=== Exercise material ===
= = = = =

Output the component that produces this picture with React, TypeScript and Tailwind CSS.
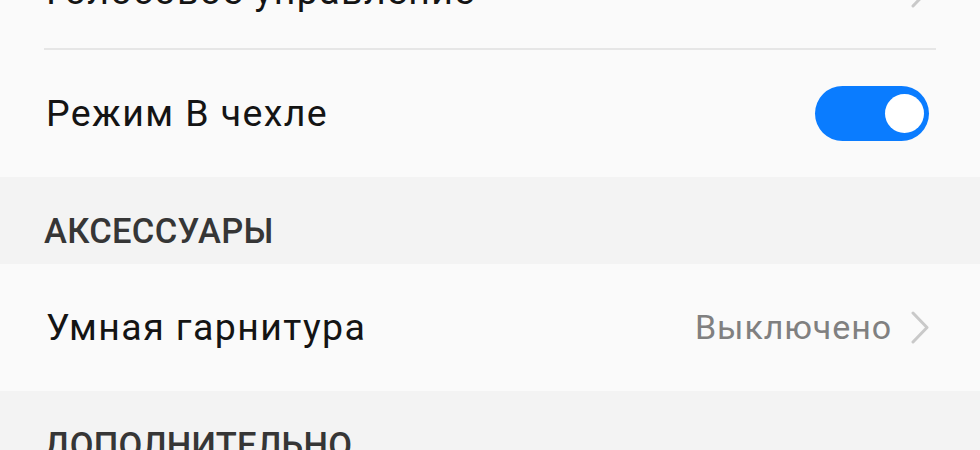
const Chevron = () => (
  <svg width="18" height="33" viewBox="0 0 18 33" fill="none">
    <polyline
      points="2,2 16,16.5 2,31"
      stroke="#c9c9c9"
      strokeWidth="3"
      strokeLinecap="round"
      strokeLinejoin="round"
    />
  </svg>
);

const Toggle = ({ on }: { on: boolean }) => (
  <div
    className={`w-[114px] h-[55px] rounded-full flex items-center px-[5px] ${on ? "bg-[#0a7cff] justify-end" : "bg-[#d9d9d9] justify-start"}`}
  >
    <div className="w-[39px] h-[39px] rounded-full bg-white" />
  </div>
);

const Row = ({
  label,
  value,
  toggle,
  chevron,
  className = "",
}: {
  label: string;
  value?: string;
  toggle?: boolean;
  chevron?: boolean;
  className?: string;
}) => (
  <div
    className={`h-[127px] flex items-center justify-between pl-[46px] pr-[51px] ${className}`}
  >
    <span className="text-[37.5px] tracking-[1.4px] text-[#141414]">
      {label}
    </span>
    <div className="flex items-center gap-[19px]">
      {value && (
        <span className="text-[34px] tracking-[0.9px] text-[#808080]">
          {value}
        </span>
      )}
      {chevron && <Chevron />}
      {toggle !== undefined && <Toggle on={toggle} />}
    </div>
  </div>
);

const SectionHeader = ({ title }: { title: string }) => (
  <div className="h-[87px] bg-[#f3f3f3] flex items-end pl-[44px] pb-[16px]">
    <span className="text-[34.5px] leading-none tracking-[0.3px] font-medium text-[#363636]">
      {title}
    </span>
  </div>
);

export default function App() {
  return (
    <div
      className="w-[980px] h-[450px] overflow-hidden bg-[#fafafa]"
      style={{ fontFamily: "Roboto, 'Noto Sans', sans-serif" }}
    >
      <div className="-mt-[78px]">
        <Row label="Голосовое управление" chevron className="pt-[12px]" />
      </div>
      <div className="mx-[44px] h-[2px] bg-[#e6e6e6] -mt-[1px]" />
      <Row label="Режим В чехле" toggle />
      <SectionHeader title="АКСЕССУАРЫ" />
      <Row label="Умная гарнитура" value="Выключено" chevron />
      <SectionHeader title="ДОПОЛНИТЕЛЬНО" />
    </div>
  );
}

= = = = =

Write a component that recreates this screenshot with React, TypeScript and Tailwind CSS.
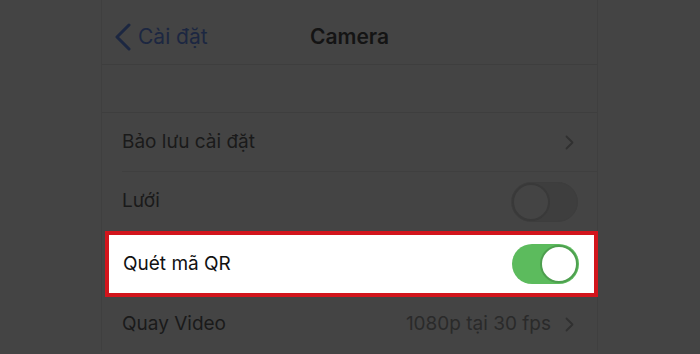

= = = = =

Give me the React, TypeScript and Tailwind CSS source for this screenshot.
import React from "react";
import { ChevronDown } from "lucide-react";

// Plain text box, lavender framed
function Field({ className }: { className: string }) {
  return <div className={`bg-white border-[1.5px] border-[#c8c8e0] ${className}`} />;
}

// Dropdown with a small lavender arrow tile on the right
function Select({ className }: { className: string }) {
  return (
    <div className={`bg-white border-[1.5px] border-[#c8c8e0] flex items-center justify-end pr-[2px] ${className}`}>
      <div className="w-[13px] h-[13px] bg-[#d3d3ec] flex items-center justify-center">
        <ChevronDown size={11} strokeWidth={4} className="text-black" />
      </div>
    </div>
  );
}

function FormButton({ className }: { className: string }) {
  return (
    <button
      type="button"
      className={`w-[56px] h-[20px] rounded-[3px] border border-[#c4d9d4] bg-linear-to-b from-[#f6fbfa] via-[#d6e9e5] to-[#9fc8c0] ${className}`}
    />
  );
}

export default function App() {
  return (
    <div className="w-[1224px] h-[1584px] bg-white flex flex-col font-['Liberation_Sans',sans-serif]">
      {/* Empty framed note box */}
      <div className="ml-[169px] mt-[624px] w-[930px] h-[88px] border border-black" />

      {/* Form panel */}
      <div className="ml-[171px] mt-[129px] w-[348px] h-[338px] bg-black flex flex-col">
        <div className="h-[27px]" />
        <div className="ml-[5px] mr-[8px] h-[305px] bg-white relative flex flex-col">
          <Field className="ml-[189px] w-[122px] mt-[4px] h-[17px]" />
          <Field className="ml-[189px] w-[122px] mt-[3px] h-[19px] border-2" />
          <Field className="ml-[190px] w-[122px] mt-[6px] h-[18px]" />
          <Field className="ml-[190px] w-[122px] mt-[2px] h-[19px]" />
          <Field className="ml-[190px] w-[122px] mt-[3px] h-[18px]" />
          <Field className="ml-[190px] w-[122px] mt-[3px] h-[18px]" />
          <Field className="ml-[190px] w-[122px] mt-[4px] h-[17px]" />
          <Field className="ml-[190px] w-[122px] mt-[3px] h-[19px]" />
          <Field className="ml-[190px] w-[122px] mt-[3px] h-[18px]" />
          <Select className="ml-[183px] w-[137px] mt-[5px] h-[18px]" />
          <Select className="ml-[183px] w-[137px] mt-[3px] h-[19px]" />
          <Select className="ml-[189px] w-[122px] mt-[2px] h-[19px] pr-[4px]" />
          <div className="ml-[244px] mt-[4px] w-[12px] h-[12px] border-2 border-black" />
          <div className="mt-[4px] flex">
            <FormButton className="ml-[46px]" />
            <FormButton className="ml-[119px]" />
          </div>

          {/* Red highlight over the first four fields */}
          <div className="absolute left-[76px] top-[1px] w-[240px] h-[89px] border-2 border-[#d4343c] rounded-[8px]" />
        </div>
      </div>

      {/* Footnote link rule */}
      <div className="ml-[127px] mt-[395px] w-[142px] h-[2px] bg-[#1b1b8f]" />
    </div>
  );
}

= = = = =

=== The exercise ===
State how many lines of the listing above include the word "Tailwind". Give nothing but the number.

=== Result ===
3